TASK DIRECTIONS — Can you transcribe every line exactly and leave the pictures behind?
****************
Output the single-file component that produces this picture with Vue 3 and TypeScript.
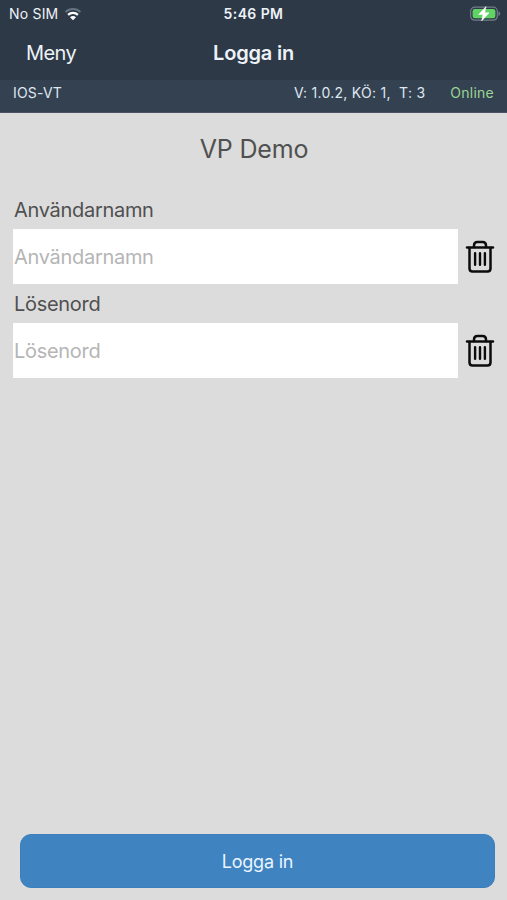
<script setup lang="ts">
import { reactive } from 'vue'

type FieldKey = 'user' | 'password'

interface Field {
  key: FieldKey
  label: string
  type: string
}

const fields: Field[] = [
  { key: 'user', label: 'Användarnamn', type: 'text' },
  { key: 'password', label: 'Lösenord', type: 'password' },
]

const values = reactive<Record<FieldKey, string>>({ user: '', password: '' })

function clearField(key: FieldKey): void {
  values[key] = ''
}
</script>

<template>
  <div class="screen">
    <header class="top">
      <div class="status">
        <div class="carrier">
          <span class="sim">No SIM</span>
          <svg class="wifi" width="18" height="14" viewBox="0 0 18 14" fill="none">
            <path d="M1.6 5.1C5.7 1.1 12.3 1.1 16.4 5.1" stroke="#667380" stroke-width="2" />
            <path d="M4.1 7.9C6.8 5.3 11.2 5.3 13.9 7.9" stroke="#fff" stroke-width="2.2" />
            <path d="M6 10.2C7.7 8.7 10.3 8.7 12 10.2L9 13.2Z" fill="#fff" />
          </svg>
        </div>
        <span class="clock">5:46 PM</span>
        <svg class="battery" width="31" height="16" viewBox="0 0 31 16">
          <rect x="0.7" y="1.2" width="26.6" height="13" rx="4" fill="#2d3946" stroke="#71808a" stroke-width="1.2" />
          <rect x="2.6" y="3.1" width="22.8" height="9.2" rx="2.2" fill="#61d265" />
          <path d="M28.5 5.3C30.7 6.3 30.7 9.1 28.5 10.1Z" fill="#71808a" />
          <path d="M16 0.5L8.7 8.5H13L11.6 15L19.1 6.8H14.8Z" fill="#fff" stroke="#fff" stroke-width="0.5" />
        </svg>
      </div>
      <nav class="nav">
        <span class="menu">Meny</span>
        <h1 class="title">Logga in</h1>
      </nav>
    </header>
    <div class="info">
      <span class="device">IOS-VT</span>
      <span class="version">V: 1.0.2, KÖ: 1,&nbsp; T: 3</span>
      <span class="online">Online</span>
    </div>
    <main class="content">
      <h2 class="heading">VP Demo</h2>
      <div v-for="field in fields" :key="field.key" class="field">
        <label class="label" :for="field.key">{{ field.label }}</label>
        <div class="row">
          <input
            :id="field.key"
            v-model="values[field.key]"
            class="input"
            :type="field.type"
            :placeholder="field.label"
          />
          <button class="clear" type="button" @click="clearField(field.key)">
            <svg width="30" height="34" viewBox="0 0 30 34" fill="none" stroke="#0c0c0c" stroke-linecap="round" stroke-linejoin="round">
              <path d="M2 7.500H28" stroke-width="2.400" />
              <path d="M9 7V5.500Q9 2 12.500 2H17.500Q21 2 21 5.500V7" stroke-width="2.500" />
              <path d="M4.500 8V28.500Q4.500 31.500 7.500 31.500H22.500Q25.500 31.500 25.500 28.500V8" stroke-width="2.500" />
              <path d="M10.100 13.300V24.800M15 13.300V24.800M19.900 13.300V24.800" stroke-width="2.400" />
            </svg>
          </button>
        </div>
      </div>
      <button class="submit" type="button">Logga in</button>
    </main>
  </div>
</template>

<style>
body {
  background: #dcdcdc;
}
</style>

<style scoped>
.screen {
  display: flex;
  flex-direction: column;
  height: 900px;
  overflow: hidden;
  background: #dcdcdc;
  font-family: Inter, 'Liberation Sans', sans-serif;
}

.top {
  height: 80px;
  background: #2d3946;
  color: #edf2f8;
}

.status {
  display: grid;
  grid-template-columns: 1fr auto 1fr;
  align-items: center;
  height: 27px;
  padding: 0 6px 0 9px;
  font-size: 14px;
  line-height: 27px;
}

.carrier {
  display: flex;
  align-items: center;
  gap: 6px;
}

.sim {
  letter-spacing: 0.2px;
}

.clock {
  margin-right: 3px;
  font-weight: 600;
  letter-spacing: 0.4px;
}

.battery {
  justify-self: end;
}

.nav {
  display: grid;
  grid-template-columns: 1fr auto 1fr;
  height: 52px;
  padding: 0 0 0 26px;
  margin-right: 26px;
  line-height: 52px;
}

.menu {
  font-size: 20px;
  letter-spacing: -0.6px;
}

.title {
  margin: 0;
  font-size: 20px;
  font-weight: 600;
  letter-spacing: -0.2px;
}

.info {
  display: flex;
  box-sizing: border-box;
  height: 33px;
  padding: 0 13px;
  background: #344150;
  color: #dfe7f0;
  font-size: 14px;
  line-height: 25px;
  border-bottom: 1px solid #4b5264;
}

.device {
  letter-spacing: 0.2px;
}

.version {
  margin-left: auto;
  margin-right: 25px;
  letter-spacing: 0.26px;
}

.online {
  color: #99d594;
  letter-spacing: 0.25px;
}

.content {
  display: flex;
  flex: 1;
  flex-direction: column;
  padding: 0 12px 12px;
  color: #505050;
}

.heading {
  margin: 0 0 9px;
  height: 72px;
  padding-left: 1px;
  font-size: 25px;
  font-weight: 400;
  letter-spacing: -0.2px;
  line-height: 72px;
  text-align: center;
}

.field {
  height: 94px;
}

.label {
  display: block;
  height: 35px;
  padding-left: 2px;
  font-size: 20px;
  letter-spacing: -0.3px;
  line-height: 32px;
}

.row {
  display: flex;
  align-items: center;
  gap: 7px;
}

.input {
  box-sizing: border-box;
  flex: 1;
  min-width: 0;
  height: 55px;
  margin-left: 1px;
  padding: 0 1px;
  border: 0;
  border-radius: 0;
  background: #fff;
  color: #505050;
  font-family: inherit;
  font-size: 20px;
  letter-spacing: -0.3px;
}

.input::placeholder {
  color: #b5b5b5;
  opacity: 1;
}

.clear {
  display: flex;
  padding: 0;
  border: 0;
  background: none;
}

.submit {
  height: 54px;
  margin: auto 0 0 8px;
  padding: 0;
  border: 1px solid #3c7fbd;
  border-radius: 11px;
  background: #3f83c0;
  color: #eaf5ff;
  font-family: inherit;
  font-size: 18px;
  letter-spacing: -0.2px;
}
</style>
****************
REPLY TO THE TASK —
Output the single-file component that produces this picture with Vue 3 and TypeScript.
<script setup lang="ts">
import { reactive } from 'vue'

type FieldKey = 'user' | 'password'

interface Field {
  key: FieldKey
  label: string
  type: string
}

const fields: Field[] = [
  { key: 'user', label: 'Användarnamn', type: 'text' },
  { key: 'password', label: 'Lösenord', type: 'password' },
]

const values = reactive<Record<FieldKey, string>>({ user: '', password: '' })

function clearField(key: FieldKey): void {
  values[key] = ''
}
</script>

<template>
  <div class="screen">
    <header class="top">
      <div class="status">
        <div class="carrier">
          <span class="sim">No SIM</span>
          <svg class="wifi" width="18" height="14" viewBox="0 0 18 14" fill="none">
            <path d="M1.6 5.1C5.7 1.1 12.3 1.1 16.4 5.1" stroke="#667380" stroke-width="2" />
            <path d="M4.1 7.9C6.8 5.3 11.2 5.3 13.9 7.9" stroke="#fff" stroke-width="2.2" />
            <path d="M6 10.2C7.7 8.7 10.3 8.7 12 10.2L9 13.2Z" fill="#fff" />
          </svg>
        </div>
        <span class="clock">5:46 PM</span>
        <svg class="battery" width="31" height="16" viewBox="0 0 31 16">
          <rect x="0.7" y="1.2" width="26.6" height="13" rx="4" fill="#2d3946" stroke="#71808a" stroke-width="1.2" />
          <rect x="2.6" y="3.1" width="22.8" height="9.2" rx="2.2" fill="#61d265" />
          <path d="M28.5 5.3C30.7 6.3 30.7 9.1 28.5 10.1Z" fill="#71808a" />
          <path d="M16 0.5L8.7 8.5H13L11.6 15L19.1 6.8H14.8Z" fill="#fff" stroke="#fff" stroke-width="0.5" />
        </svg>
      </div>
      <nav class="nav">
        <span class="menu">Meny</span>
        <h1 class="title">Logga in</h1>
      </nav>
    </header>
    <div class="info">
      <span class="device">IOS-VT</span>
      <span class="version">V: 1.0.2, KÖ: 1,&nbsp; T: 3</span>
      <span class="online">Online</span>
    </div>
    <main class="content">
      <h2 class="heading">VP Demo</h2>
      <div v-for="field in fields" :key="field.key" class="field">
        <label class="label" :for="field.key">{{ field.label }}</label>
        <div class="row">
          <input
            :id="field.key"
            v-model="values[field.key]"
            class="input"
            :type="field.type"
            :placeholder="field.label"
          />
          <button class="clear" type="button" @click="clearField(field.key)">
            <svg width="30" height="34" viewBox="0 0 30 34" fill="none" stroke="#0c0c0c" stroke-linecap="round" stroke-linejoin="round">
              <path d="M2 7.500H28" stroke-width="2.400" />
              <path d="M9 7V5.500Q9 2 12.500 2H17.500Q21 2 21 5.500V7" stroke-width="2.500" />
              <path d="M4.500 8V28.500Q4.500 31.500 7.500 31.500H22.500Q25.500 31.500 25.500 28.500V8" stroke-width="2.500" />
              <path d="M10.100 13.300V24.800M15 13.300V24.800M19.900 13.300V24.800" stroke-width="2.400" />
            </svg>
          </button>
        </div>
      </div>
      <button class="submit" type="button">Logga in</button>
    </main>
  </div>
</template>

<style>
body {
  background: #dcdcdc;
}
</style>

<style scoped>
.screen {
  display: flex;
  flex-direction: column;
  height: 900px;
  overflow: hidden;
  background: #dcdcdc;
  font-family: Inter, 'Liberation Sans', sans-serif;
}

.top {
  height: 80px;
  background: #2d3946;
  color: #edf2f8;
}

.status {
  display: grid;
  grid-template-columns: 1fr auto 1fr;
  align-items: center;
  height: 27px;
  padding: 0 6px 0 9px;
  font-size: 14px;
  line-height: 27px;
}

.carrier {
  display: flex;
  align-items: center;
  gap: 6px;
}

.sim {
  letter-spacing: 0.2px;
}

.clock {
  margin-right: 3px;
  font-weight: 600;
  letter-spacing: 0.4px;
}

.battery {
  justify-self: end;
}

.nav {
  display: grid;
  grid-template-columns: 1fr auto 1fr;
  height: 52px;
  padding: 0 0 0 26px;
  margin-right: 26px;
  line-height: 52px;
}

.menu {
  font-size: 20px;
  letter-spacing: -0.6px;
}

.title {
  margin: 0;
  font-size: 20px;
  font-weight: 600;
  letter-spacing: -0.2px;
}

.info {
  display: flex;
  box-sizing: border-box;
  height: 33px;
  padding: 0 13px;
  background: #344150;
  color: #dfe7f0;
  font-size: 14px;
  line-height: 25px;
  border-bottom: 1px solid #4b5264;
}

.device {
  letter-spacing: 0.2px;
}

.version {
  margin-left: auto;
  margin-right: 25px;
  letter-spacing: 0.26px;
}

.online {
  color: #99d594;
  letter-spacing: 0.25px;
}

.content {
  display: flex;
  flex: 1;
  flex-direction: column;
  padding: 0 12px 12px;
  color: #505050;
}

.heading {
  margin: 0 0 9px;
  height: 72px;
  padding-left: 1px;
  font-size: 25px;
  font-weight: 400;
  letter-spacing: -0.2px;
  line-height: 72px;
  text-align: center;
}

.field {
  height: 94px;
}

.label {
  display: block;
  height: 35px;
  padding-left: 2px;
  font-size: 20px;
  letter-spacing: -0.3px;
  line-height: 32px;
}

.row {
  display: flex;
  align-items: center;
  gap: 7px;
}

.input {
  box-sizing: border-box;
  flex: 1;
  min-width: 0;
  height: 55px;
  margin-left: 1px;
  padding: 0 1px;
  border: 0;
  border-radius: 0;
  background: #fff;
  color: #505050;
  font-family: inherit;
  font-size: 20px;
  letter-spacing: -0.3px;
}

.input::placeholder {
  color: #b5b5b5;
  opacity: 1;
}

.clear {
  display: flex;
  padding: 0;
  border: 0;
  background: none;
}

.submit {
  height: 54px;
  margin: auto 0 0 8px;
  padding: 0;
  border: 1px solid #3c7fbd;
  border-radius: 11px;
  background: #3f83c0;
  color: #eaf5ff;
  font-family: inherit;
  font-size: 18px;
  letter-spacing: -0.2px;
}
</style>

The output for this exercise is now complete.